A send-off ceremony was held at the airport.
Tuan Tuan and Yuan Yuan "will sow the seeds of peace, solidarity and friendship on Taiwan's soil, with the good wishes of 1.3 billion mainland compatriots," said the mainland's State Council Taiwan Affairs Office Deputy Director, Zheng Lizhong, at the ceremony.
"They would also witness with us the beautiful prospects of the peaceful development of cross-Straits relations, the future of the common prosperity and the great revival of the Chinese nation," Zheng said.
Tuan Tuan, a male, and Yuan Yuan, a female, are four years old. They will live at the Taipei city zoo.
Zoo director Jason Yeh said at the Shuangliu Airport he felt very excited and happy as the pandas could go to Taiwan.
Yeh also thanked the mainland for its care of the pandas and pledged the zoo would do its utmost to breed and care for them.
About 20 experts and two of the pair's original keepers were on the flight to Taiwan. They brought a week's worth of food, such as bamboo and steamed corn buns.
Yin Hong, deputy director of the State Forestry Administration, said she believed the Taipei zoo was capable of caring for the couple.
"We will provide technical support without any reservation," she said at the airport send-off ceremony.
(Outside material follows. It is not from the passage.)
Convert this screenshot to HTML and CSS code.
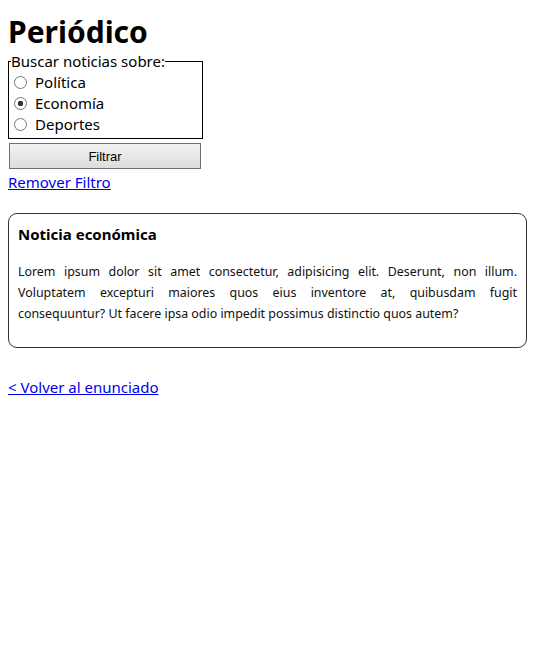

Seventeen Nyssaceae seedlings, a gift from the Qiang ethnic group in quake-hit Wenchuan County of Sichuan to show thanks for the Taiwan people's donations and help, were also on board the plane.
Li Chongxi, deputy chief of Sichuan's Communist Party committee, said the seedlings represented the confidence of Sichuan people in post-quake reconstruction and were proof of the mutual support of people across the Taiwan Straits.